Alternatives to civil trials can save money, grief, judge says

Going to court for civil matters doesn’t have to be the adversarial, costly, complicated process people think it is.

Going to court for civil matters doesn’t have to be the adversarial, costly, complicated process people think it is.

That’s what Yukon Supreme Court Chief Justice Ron Veale will tell Yukoners at an upcoming talk at Yukon College this week.

“What’s happened over the last 20 years has been what I call the disappearance of the traditional civil trial,” Veale told the News Jan. 5.

Those traditional trials could take as long as three years to resolve because of the many hearings where each party would file documents and expert reports. Finally, the process would culminate in a “live-witness trial” with lengthy examinations and cross-examinations of witnesses.

“It’s very adversarial,” Veale said “It’s very long, time-consuming and very expensive. The concern is that only the richest among us can afford it, (and) that means large corporations, governments.”

The courts have turned to trials by affidavits, where each party will file sworn affidavits the judge will base his decision on.

That’s how the Peel Watershed case went through the Yukon Supreme Court in one year.

But for family law issues, where many people are self-represented and time can be of the essence, trials by affidavits can be challenging.

So the Yukon Supreme Court turned to various mediation processes in an effort to resolve more cases without going to trial.

That started in 2008 with the court doing case management conferences, Veale said.

The parties meet with the judge to set an outline of the process, like establishing a timeline for introducing evidence. That allows the parties to avoid getting bogged down in disputes over process.

In family law cases, Supreme Court judges are also relying on judicial settlement conferences.

“The parties get an opportunity to say their piece, and try to reach an agreement,” Veale said.

The meeting takes place inside a boardroom, not in open court, and the parties sit across from each other with a judge in the room.

“It’s not the lawyer’s game, it’s your game,” Veale said. “The advantage of (being) around this table (is) the parties have an opportunity to communicate.”

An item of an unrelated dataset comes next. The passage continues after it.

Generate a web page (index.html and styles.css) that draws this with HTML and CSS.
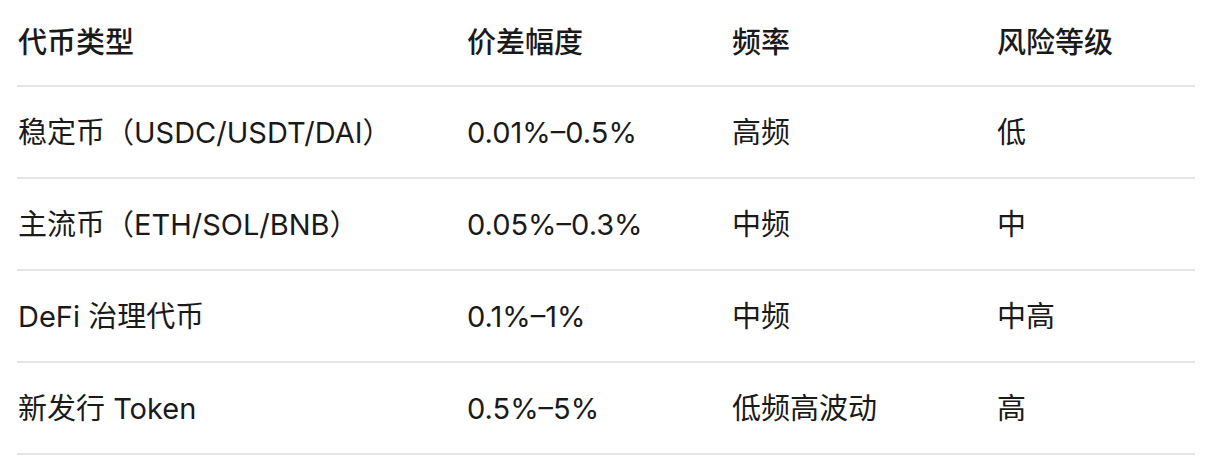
FILE: index.html
```html
<!DOCTYPE html>
<html lang="zh-CN">
<head>
<meta charset="utf-8">
<link rel="stylesheet" href="styles.css">
</head>
<body>
<table class="tbl">
  <thead>
    <tr><th class="c1">代币类型</th><th class="c2">价差幅度</th><th class="c3">频率</th><th class="c4">风险等级</th></tr>
  </thead>
  <tbody>
    <tr><td>稳定币（USDC/USDT/DAI）</td><td>0.01%–0.5%</td><td>高频</td><td>低</td></tr>
    <tr><td>主流币（ETH/SOL/BNB）</td><td>0.05%–0.3%</td><td>中频</td><td>中</td></tr>
    <tr><td>DeFi 治理代币</td><td>0.1%–1%</td><td>中频</td><td>中高</td></tr>
    <tr><td>新发行 Token</td><td>0.5%–5%</td><td>低频高波动</td><td>高</td></tr>
  </tbody>
</table>
</body>
</html>
```
FILE: styles.css
```css
html, body { margin: 0; padding: 0; background: #fff; }
body {
  padding: 0 17px;
  font-family: Inter, "Noto Sans CJK SC", sans-serif;
  color: #1a1a1a;
  font-size: 29px;
}
.tbl {
  width: 1178px;
  border-collapse: collapse;
  table-layout: fixed;
}
.tbl th, .tbl td {
  text-align: left;
  padding: 0 0 0 1px;
  border-bottom: 2px solid #e5e5e5;
  line-height: 44px;
  white-space: nowrap;
}
.tbl th {
  font-weight: 500;
  height: 85px;
}
.tbl td {
  font-weight: 400;
  height: 88px;
  padding-top: 2px;
}
.c1 { width: 448px; }
.c2 { width: 264px; }
.c3 { width: 264px; }
```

Sometimes it’s the first time they’ve spoken to each others since the dispute started.

“If they learn how to communicate they can eventually resolve their own problems without coming to court,” Veale said.

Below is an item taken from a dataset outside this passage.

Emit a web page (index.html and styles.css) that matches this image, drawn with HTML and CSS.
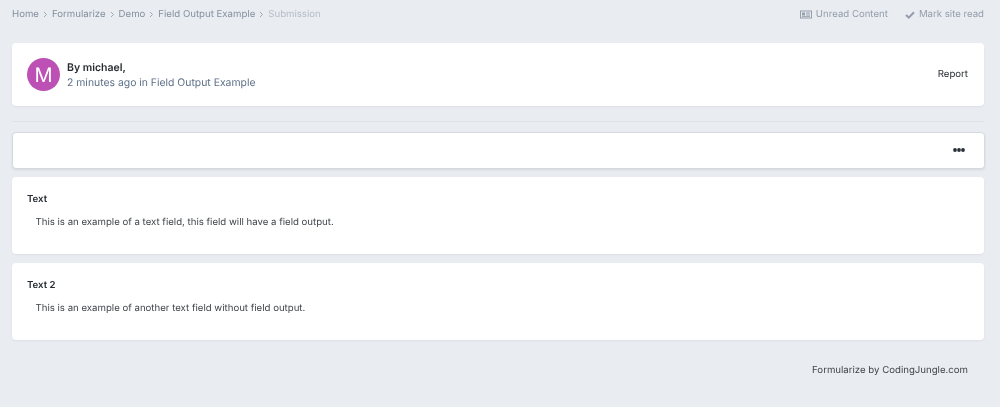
FILE: index.html
```html
<!DOCTYPE html>
<html lang="en">
<head>
<meta charset="utf-8">
<title>Submission</title>
<link rel="stylesheet" href="styles.css">
</head>
<body>
<div class="page">
  <nav class="topbar">
    <ul class="crumbs">
      <li class="crumb">Home</li>
      <li class="sep"><svg viewBox="0 0 6 8" width="5" height="7"><path d="M1.2 1 L4.2 4 L1.2 7" fill="none" stroke="currentColor" stroke-width="1"/></svg></li>
      <li class="crumb">Formularize</li>
      <li class="sep"><svg viewBox="0 0 6 8" width="5" height="7"><path d="M1.2 1 L4.2 4 L1.2 7" fill="none" stroke="currentColor" stroke-width="1"/></svg></li>
      <li class="crumb">Demo</li>
      <li class="sep"><svg viewBox="0 0 6 8" width="5" height="7"><path d="M1.2 1 L4.2 4 L1.2 7" fill="none" stroke="currentColor" stroke-width="1"/></svg></li>
      <li class="crumb">Field Output Example</li>
      <li class="sep"><svg viewBox="0 0 6 8" width="5" height="7"><path d="M1.2 1 L4.2 4 L1.2 7" fill="none" stroke="currentColor" stroke-width="1"/></svg></li>
      <li class="crumb current">Submission</li>
    </ul>
    <ul class="actions">
      <li class="action">
        <svg class="icon-news" viewBox="0 0 12 9" width="12" height="9"><path d="M0 0.5h12v8h-12z M1 1.5v6h10v-6z" fill="currentColor" fill-rule="evenodd"/><rect x="2" y="2.5" width="3" height="3" fill="currentColor"/><rect x="6" y="2.5" width="4" height="1" fill="currentColor"/><rect x="6" y="4.5" width="4" height="1" fill="currentColor"/><rect x="2" y="6.2" width="8" height="0.8" fill="currentColor"/></svg>
        Unread Content
      </li>
      <li class="action">
        <svg class="icon-check" viewBox="0 0 10 8" width="10" height="8"><path d="M1 4 L3.8 6.6 L9 1.2" fill="none" stroke="currentColor" stroke-width="2"/></svg>
        Mark site read
      </li>
    </ul>
  </nav>

  <section class="card author">
    <div class="avatar">M</div>
    <div class="author-text">
      <div class="by">By michael,</div>
      <div class="meta">2 minutes ago in Field Output Example</div>
    </div>
    <div class="report">Report</div>
  </section>

  <hr class="rule">

  <div class="toolbar">
    <svg class="dots" viewBox="0 0 12 4" width="12" height="4"><circle cx="2" cy="2" r="1.9"/><circle cx="6" cy="2" r="1.9"/><circle cx="10" cy="2" r="1.9"/></svg>
  </div>

  <section class="card field">
    <h3 class="field-title">Text</h3>
    <p class="field-value">This is an example of a text field, this field will have a field output.</p>
  </section>

  <section class="card field">
    <h3 class="field-title">Text 2</h3>
    <p class="field-value">This is an example of another text field without field output.</p>
  </section>

  <footer class="credit">Formularize by CodingJungle.com</footer>
</div>
</body>
</html>
```

FILE: styles.css
```css
* { box-sizing: border-box; }
html, body { margin: 0; padding: 0; }
body {
  background: #e9ecf1;
  font-family: Inter, "Liberation Sans", sans-serif;
  font-size: 9.65px;
  color: #353c41;
  text-rendering: geometricPrecision;
}
.page {
  height: 407px;
  padding: 0 16px 0 12px;
  overflow: hidden;
  will-change: transform;
}
.topbar {
  height: 43px;
  padding-bottom: 14px;
  display: flex;
  justify-content: space-between;
  align-items: center;
}
.crumbs, .actions {
  list-style: none;
  margin: 0;
  padding: 0;
  display: flex;
  align-items: center;
}
.crumbs { color: #84909f; gap: 4px; }
.sep { display: flex; color: #8f9aa8; }
.crumb.current { color: #b5bdc8; }
.actions { color: #949eab; gap: 17px; }
.action { display: flex; align-items: center; gap: 4px; }
.card {
  background: #fff;
  border-radius: 4px;
  box-shadow: 0 1px 2px rgba(60, 70, 90, 0.08);
}
.author {
  height: 63px;
  padding: 0 16px 0 15px;
  display: flex;
  align-items: center;
  gap: 7px;
}
.avatar {
  width: 33px;
  height: 33px;
  border-radius: 50%;
  background: #bd50b4;
  color: #fff;
  font-size: 20px;
  display: flex;
  align-items: center;
  justify-content: center;
}
.author-text { flex: 1; line-height: 15px; }
.by { font-weight: 600; font-size: 10.5px; color: #262b30; }
.meta { color: #5d7088; font-size: 10.4px; }
.report { color: #262b30; }
.rule {
  border: 0;
  border-top: 1px solid #dde1e8;
  margin: 15px 0 10px;
}
.toolbar {
  height: 37px;
  margin-left: -0.5px;
  margin-right: -0.5px;
  background: #fff;
  border: 1px solid #d5dae1;
  border-radius: 4px;
  box-shadow: 0 1px 2px rgba(60, 70, 90, 0.12);
  display: flex;
  align-items: center;
  justify-content: flex-end;
  padding: 0 18.5px 1px 0;
}
.dots { fill: #2a3038; }
.field {
  margin-top: 9px;
  height: 77px;
  padding: 16px 15px;
}
.toolbar + .field { margin-top: 8px; }
.field-title {
  margin: 0;
  font-size: 9.65px;
  font-weight: 600;
  line-height: 14px;
  color: #262b30;
}
.field-value {
  margin: 9px 0 0 8.5px;
  line-height: 14px;
  color: #40464c;
}
.credit {
  margin-top: 24px;
  padding-right: 16px;
  text-align: right;
  line-height: 14px;
  color: #40464c;
}
```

Those mediation processes are available when there are no issues of legal precedent at stake.

Family law cases are also often emotional, Veale said. “They’ve separated, you’re going through a range of emotions.”

Private mediation is also available, but some people prefer sessions with a judge present.

In a case where the parties want the judge to render a decision but avoid a trial, they can opt for binding judicial settlement conferences, the equivalent of binding arbitration.

“You’re in effect getting your day in court without going through all the adversarial process,” Veale said.

At the Yukon College talk, Veale will also speak about what self-represented litigants can do in courts.

Across the country, 40 to 60 per cent of all litigants in civil matters choose to represent themselves.

That poses its own sets of challenges and raises questions of fairness. While the courts have been working to accommodate self-represented litigants, judges always prefer to deal with lawyers, Veale said.

“They simply know the issues, they know what the rules are and what the law is.”

Outside of mediation, there are also ways for self-represented litigants to get a lawyer’s advice at lower cost, a process called “unbundling.”

A litigant will ask a lawyer to complete only a specific task, like filing an affidavit or detailing what arguments could be used in court. With hourly rates from $150 to $400, that can be the most cost-effective use of lawyers.

Not everybody goes to court to settle civil matters, Veale said, and of those who do, many reach an agreement without going to trial.

The Yukon College talk will allow people to know that “things have changed,” Veale said.

“It’s really an opportunity to increase access to justice so people know the options in front of them,” he said.

The session will take place Thursday, Jan. 12 from 5:30 to 7:30 p.m. at the Pit, inside Yukon College.